What Makes the GE Catalyst Engine Revolutionary?
The Pratt & Whitney Canada PT6A, which powers the PC-12 and dozens of other turboprops, traces its lineage back to the 1960s. It has been refined through hundreds of variants and remains a magnificent engine, but its fundamental architecture predates the digital age.
The Catalyst was designed using advanced computational modeling from the start. More importantly, it is built using additive manufacturing — 3D printing — not for prototyping, but for production parts.
A conventional turboprop in this class has roughly 850 individual parts. The Catalyst has approximately 400. GE achieved this by printing complex components as single integrated pieces that would previously have required assemblies of dozens of separate parts. The turbine exhaust case, for example, comes out of the printer as one piece rather than an assembly of many welded or bolted components.
Fewer joints means fewer potential failure points. Fewer parts means less weight. Less weight means better performance, more payload, or more fuel — and in aviation, all three matter.
How Does the Catalyst Perform Compared to the PT6A?
The Catalyst is rated at 1,300 shaft horsepower, putting it in direct competition with the PT6A-67P that powers the PC-12 NGX. Key differentiators include:
- Full Authority Digital Engine Control (FADEC) from day one — single power lever operation with automated fuel scheduling, prop governing, temperature limiting, and start sequencing
- Up to 20% better fuel consumption compared to equivalent engines in its class, per GE’s data
- Modular architecture designed for faster, less costly maintenance
- Integrated real-time health monitoring with predictive maintenance capabilities
A note of realism on that fuel efficiency claim: it comes from GE’s own data, and real-world performance will only be confirmed once operators accumulate hours. Even a 15% improvement would be significant — on a 1,700-nautical-mile mission, that could mean hundreds of pounds less fuel burned, translating directly into operating cost savings that compound over the life of the airframe.
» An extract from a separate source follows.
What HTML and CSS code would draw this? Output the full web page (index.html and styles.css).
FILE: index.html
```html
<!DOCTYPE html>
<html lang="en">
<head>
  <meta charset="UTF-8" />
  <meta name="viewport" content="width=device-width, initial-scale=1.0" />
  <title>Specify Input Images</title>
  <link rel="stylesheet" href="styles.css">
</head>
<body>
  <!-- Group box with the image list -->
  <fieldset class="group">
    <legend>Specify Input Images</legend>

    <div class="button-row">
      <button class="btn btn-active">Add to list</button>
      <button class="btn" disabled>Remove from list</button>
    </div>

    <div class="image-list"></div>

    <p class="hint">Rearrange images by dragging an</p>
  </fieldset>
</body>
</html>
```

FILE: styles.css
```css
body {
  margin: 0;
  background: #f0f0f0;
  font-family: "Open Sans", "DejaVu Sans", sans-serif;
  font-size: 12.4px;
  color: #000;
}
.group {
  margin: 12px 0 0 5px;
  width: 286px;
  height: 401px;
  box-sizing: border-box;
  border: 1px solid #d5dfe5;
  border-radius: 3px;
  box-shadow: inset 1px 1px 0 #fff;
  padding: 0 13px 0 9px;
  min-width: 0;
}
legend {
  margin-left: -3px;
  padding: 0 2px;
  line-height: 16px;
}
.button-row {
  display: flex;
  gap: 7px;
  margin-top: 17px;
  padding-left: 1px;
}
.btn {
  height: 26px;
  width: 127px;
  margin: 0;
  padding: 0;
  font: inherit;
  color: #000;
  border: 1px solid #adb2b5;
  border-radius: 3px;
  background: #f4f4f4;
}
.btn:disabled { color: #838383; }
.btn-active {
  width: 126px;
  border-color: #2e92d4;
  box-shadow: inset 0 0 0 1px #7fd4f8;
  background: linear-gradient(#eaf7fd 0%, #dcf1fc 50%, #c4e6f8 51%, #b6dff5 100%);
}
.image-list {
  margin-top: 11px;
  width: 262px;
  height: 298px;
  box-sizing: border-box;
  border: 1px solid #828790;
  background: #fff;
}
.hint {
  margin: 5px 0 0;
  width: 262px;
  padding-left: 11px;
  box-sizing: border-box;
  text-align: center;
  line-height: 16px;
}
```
What Are the Denali’s Airframe Specifications?
The Denali is a clean-sheet airframe design, not a stretch or modification of an existing platform. Key specs include:
- Passengers: Up to 6 in standard configuration
- Range: 1,700 nautical miles
- Max cruise speed: Approximately 330 knots
- Cabin width: 54 inches (flat floor)
- Landing distance: Under 2,700 feet (projected)
- Max operating altitude: FL310
- Pressurization: 6.6 PSI differential (~6,200 ft cabin altitude at max ceiling)
- Avionics: Garmin G3000 NXi with touchscreen controllers, synthetic vision, GFC 700 autopilot, and autothrottle
The large cargo door option signals Textron’s intent to compete in the utility market that Pilatus has owned. The cockpit’s autothrottle integration is a meaningful addition for single-pilot IFR operations.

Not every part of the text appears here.